Seeing Clint Eastwood’s ‘Million Dollar Baby’ again after a long time (First time I saw it after it won the best film Oscar in 2005), I was struck by the brave approach the screenwriter Paul Haggis and the director Eastwood took in the end of the film. It was a Hollywood film after all, and underdog achievement story that Hollywood loves so much. A 31-year-old girl from nowhere finds a coach to teach her boxing by sheer grit and determination and, she actually achieves greatness. All is well. Then something happens — an accident, which makes her bed-ridden for the rest of her life. And there’s more.

If you look closely, you’d observe that the film plots meticulously to that precise moment, when Maggie would reach the top. Frankie would finally be vindicated, and those perfect moments would pass and he would be faced with the greatest choice. The audience does not know what transpired between him and his estranged daughter, but as he warms up to the idea of Maggie as his daughter, tragedy must strike. That’s the rule of a story. The test lies in how the story in question deals with it. ‘Million Dollar Baby’ deals with it bravely, whereas it could have been one of those tear-jerking, feel-good summer yarn.

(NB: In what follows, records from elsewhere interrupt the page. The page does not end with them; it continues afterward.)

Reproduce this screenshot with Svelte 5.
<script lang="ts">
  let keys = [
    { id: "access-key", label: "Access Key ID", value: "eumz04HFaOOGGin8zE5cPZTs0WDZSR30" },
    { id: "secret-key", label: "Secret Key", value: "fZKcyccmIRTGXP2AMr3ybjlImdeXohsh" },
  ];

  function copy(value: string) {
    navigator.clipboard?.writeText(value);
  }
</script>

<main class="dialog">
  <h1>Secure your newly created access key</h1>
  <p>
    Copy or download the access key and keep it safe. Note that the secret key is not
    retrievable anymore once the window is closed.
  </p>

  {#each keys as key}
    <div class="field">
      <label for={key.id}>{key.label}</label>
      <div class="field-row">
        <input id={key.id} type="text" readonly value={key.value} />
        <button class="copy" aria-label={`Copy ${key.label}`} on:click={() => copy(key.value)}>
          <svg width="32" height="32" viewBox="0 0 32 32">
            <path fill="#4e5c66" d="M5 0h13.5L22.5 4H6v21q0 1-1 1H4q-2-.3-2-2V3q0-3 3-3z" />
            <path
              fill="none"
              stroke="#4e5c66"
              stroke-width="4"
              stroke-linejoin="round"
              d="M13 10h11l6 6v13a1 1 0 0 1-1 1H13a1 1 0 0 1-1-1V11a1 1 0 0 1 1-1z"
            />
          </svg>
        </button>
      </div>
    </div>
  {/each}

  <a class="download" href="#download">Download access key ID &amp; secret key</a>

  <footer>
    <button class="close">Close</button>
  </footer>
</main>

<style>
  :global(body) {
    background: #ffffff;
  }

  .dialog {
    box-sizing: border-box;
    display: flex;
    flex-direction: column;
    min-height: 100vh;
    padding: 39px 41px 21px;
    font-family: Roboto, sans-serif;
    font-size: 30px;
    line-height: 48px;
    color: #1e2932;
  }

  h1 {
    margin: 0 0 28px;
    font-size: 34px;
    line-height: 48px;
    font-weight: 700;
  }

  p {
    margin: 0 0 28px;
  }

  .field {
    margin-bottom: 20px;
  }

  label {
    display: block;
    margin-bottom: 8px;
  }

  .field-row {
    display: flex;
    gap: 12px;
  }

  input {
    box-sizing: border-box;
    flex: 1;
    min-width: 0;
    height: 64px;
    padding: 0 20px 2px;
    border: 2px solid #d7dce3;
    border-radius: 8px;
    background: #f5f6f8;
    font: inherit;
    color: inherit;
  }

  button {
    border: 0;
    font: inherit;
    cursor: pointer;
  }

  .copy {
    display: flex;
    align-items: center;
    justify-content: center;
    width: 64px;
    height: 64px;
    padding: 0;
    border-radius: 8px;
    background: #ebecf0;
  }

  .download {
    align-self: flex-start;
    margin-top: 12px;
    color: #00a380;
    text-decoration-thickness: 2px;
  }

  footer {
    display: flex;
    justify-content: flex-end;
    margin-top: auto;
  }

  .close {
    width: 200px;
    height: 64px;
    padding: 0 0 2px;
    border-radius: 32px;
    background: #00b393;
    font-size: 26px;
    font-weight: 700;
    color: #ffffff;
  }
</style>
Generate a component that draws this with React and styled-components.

When the film released, there was a big debate whether the reviewers should reveal the ‘spoiler’, that is, what happens to Maggie in the end. Personally, I don’t mind a spoiler; in a story like this, it’s not what, but how that it more important. How Frankie, after everything, find the courage to do what he did.

Saying more, however, would be an injustice to those who haven’t seen the film.